Make an exact copy of the lines, leaving the pictures out.

GIVEN DATA:
┌────────

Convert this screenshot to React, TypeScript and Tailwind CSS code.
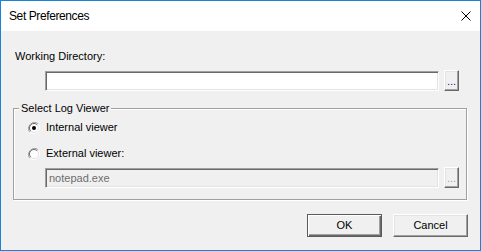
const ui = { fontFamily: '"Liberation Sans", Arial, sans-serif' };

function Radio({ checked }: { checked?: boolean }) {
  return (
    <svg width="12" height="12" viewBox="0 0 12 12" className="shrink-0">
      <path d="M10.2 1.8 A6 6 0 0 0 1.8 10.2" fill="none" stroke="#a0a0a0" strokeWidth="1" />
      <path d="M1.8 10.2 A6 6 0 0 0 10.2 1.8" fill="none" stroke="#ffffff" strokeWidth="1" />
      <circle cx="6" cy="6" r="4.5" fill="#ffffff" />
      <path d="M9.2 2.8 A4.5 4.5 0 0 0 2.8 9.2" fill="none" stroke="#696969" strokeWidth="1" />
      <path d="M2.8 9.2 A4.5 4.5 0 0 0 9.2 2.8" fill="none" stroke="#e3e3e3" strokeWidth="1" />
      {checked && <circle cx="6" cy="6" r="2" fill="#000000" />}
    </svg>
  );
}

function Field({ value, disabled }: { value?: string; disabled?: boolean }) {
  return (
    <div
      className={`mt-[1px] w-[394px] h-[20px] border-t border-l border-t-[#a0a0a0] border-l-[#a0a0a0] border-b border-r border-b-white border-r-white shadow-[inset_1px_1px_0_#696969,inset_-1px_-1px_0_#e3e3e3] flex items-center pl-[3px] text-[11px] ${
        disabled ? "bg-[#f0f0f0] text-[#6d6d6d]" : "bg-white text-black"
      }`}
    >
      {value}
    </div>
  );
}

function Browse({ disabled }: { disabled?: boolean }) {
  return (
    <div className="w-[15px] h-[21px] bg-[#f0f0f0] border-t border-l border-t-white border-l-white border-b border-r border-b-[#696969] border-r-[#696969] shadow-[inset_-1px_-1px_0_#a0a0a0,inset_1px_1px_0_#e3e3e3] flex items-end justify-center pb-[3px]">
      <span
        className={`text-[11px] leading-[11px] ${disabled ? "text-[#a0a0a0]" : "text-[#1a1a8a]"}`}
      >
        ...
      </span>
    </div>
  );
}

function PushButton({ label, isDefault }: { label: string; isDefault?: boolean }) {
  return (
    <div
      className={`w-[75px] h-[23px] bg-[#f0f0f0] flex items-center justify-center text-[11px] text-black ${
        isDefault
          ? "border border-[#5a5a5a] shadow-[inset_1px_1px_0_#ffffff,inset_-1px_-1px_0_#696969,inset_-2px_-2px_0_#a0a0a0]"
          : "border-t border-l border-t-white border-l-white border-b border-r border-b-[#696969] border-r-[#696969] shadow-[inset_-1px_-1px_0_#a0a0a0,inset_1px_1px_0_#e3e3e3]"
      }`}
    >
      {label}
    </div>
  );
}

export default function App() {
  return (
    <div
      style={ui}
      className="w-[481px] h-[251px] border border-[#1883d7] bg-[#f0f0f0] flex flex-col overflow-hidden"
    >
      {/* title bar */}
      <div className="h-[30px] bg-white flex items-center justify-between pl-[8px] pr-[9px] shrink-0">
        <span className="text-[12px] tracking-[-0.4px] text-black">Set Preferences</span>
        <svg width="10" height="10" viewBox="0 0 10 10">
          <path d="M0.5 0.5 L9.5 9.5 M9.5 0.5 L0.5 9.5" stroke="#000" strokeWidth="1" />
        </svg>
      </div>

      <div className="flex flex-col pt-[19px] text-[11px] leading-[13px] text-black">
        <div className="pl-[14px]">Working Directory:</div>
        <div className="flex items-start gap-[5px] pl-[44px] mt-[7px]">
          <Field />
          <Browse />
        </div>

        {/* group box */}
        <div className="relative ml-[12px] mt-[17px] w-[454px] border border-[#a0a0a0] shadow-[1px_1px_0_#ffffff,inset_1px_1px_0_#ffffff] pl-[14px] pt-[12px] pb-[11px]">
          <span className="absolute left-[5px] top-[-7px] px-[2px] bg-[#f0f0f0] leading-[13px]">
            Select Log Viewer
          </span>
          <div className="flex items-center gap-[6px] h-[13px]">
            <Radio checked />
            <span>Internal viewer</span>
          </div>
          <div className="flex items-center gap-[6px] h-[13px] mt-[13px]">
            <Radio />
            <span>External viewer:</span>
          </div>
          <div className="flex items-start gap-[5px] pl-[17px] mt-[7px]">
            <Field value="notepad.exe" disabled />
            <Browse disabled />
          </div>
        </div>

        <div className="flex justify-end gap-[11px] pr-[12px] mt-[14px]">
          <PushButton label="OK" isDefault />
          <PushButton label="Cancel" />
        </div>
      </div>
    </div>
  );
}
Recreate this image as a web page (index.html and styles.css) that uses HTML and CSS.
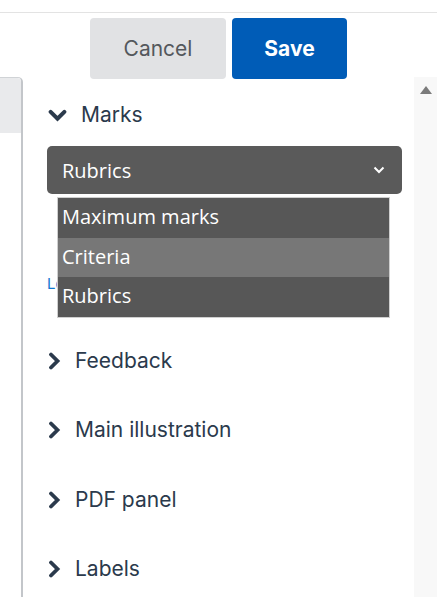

└────────

EXERCISE RESULT:
Convert this screenshot to React, TypeScript and Tailwind CSS code.
const ui = { fontFamily: '"Liberation Sans", Arial, sans-serif' };

function Radio({ checked }: { checked?: boolean }) {
  return (
    <svg width="12" height="12" viewBox="0 0 12 12" className="shrink-0">
      <path d="M10.2 1.8 A6 6 0 0 0 1.8 10.2" fill="none" stroke="#a0a0a0" strokeWidth="1" />
      <path d="M1.8 10.2 A6 6 0 0 0 10.2 1.8" fill="none" stroke="#ffffff" strokeWidth="1" />
      <circle cx="6" cy="6" r="4.5" fill="#ffffff" />
      <path d="M9.2 2.8 A4.5 4.5 0 0 0 2.8 9.2" fill="none" stroke="#696969" strokeWidth="1" />
      <path d="M2.8 9.2 A4.5 4.5 0 0 0 9.2 2.8" fill="none" stroke="#e3e3e3" strokeWidth="1" />
      {checked && <circle cx="6" cy="6" r="2" fill="#000000" />}
    </svg>
  );
}

function Field({ value, disabled }: { value?: string; disabled?: boolean }) {
  return (
    <div
      className={`mt-[1px] w-[394px] h-[20px] border-t border-l border-t-[#a0a0a0] border-l-[#a0a0a0] border-b border-r border-b-white border-r-white shadow-[inset_1px_1px_0_#696969,inset_-1px_-1px_0_#e3e3e3] flex items-center pl-[3px] text-[11px] ${
        disabled ? "bg-[#f0f0f0] text-[#6d6d6d]" : "bg-white text-black"
      }`}
    >
      {value}
    </div>
  );
}

function Browse({ disabled }: { disabled?: boolean }) {
  return (
    <div className="w-[15px] h-[21px] bg-[#f0f0f0] border-t border-l border-t-white border-l-white border-b border-r border-b-[#696969] border-r-[#696969] shadow-[inset_-1px_-1px_0_#a0a0a0,inset_1px_1px_0_#e3e3e3] flex items-end justify-center pb-[3px]">
      <span
        className={`text-[11px] leading-[11px] ${disabled ? "text-[#a0a0a0]" : "text-[#1a1a8a]"}`}
      >
        ...
      </span>
    </div>
  );
}

function PushButton({ label, isDefault }: { label: string; isDefault?: boolean }) {
  return (
    <div
      className={`w-[75px] h-[23px] bg-[#f0f0f0] flex items-center justify-center text-[11px] text-black ${
        isDefault
          ? "border border-[#5a5a5a] shadow-[inset_1px_1px_0_#ffffff,inset_-1px_-1px_0_#696969,inset_-2px_-2px_0_#a0a0a0]"
          : "border-t border-l border-t-white border-l-white border-b border-r border-b-[#696969] border-r-[#696969] shadow-[inset_-1px_-1px_0_#a0a0a0,inset_1px_1px_0_#e3e3e3]"
      }`}
    >
      {label}
    </div>
  );
}

export default function App() {
  return (
    <div
      style={ui}
      className="w-[481px] h-[251px] border border-[#1883d7] bg-[#f0f0f0] flex flex-col overflow-hidden"
    >
      {/* title bar */}
      <div className="h-[30px] bg-white flex items-center justify-between pl-[8px] pr-[9px] shrink-0">
        <span className="text-[12px] tracking-[-0.4px] text-black">Set Preferences</span>
        <svg width="10" height="10" viewBox="0 0 10 10">
          <path d="M0.5 0.5 L9.5 9.5 M9.5 0.5 L0.5 9.5" stroke="#000" strokeWidth="1" />
        </svg>
      </div>

      <div className="flex flex-col pt-[19px] text-[11px] leading-[13px] text-black">
        <div className="pl-[14px]">Working Directory:</div>
        <div className="flex items-start gap-[5px] pl-[44px] mt-[7px]">
          <Field />
          <Browse />
        </div>

        {/* group box */}
        <div className="relative ml-[12px] mt-[17px] w-[454px] border border-[#a0a0a0] shadow-[1px_1px_0_#ffffff,inset_1px_1px_0_#ffffff] pl-[14px] pt-[12px] pb-[11px]">
          <span className="absolute left-[5px] top-[-7px] px-[2px] bg-[#f0f0f0] leading-[13px]">
            Select Log Viewer
          </span>
          <div className="flex items-center gap-[6px] h-[13px]">
            <Radio checked />
            <span>Internal viewer</span>
          </div>
          <div className="flex items-center gap-[6px] h-[13px] mt-[13px]">
            <Radio />
            <span>External viewer:</span>
          </div>
          <div className="flex items-start gap-[5px] pl-[17px] mt-[7px]">
            <Field value="notepad.exe" disabled />
            <Browse disabled />
          </div>
        </div>

        <div className="flex justify-end gap-[11px] pr-[12px] mt-[14px]">
          <PushButton label="OK" isDefault />
          <PushButton label="Cancel" />
        </div>
      </div>
    </div>
  );
}
Recreate this image as a web page (index.html and styles.css) that uses HTML and CSS.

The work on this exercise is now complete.